====== PROVIDED MATERIAL ======
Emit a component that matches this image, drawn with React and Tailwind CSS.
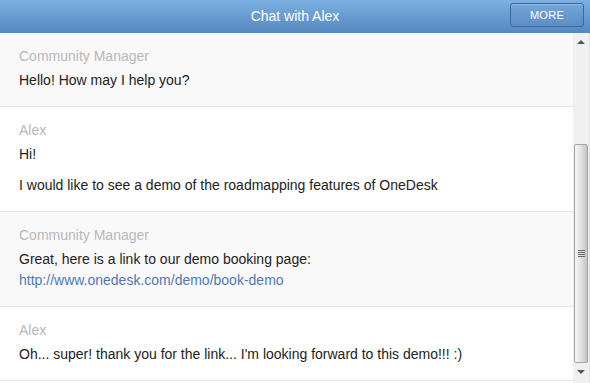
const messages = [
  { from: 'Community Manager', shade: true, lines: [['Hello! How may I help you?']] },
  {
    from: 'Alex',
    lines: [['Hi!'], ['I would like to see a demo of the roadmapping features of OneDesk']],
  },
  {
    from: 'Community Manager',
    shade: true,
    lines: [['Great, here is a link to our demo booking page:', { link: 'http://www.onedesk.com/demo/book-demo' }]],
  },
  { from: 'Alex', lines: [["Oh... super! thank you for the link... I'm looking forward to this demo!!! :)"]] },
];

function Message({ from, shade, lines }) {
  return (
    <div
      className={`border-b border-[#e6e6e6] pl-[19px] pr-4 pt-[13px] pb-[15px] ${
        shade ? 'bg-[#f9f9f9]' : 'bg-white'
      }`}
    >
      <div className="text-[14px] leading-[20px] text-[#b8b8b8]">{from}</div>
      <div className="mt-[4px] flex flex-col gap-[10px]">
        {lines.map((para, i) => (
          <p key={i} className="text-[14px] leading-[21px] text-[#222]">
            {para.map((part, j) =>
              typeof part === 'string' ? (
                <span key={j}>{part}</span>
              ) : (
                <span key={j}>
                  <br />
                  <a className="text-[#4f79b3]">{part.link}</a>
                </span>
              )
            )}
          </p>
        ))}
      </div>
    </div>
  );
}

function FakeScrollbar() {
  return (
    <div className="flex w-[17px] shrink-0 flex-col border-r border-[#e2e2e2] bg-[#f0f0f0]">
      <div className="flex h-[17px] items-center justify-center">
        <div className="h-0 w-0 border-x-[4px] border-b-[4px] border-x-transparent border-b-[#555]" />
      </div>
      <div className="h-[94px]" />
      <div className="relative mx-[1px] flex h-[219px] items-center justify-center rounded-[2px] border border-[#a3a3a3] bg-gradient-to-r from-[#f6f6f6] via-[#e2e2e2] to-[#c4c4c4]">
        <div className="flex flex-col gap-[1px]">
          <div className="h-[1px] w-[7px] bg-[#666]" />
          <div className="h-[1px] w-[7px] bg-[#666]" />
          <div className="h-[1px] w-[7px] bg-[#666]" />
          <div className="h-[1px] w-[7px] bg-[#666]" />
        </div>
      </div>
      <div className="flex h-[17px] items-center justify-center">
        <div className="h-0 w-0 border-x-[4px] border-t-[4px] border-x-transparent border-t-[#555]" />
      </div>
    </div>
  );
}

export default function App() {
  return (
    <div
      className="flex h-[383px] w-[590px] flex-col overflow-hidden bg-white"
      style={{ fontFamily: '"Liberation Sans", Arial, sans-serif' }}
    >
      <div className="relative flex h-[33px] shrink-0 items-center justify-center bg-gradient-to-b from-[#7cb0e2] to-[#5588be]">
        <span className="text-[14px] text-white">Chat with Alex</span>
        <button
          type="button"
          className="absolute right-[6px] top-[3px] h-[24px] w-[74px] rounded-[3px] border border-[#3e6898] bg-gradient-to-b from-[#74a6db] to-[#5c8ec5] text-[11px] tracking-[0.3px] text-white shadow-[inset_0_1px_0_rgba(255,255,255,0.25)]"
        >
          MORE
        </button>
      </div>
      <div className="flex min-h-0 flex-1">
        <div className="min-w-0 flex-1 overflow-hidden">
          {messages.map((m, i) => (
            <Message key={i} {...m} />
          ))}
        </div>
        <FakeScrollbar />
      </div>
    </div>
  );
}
======
OBJECTIVE —
Search the lines for the word "with" and report how many contain it, by number only.

THE REPLY —
2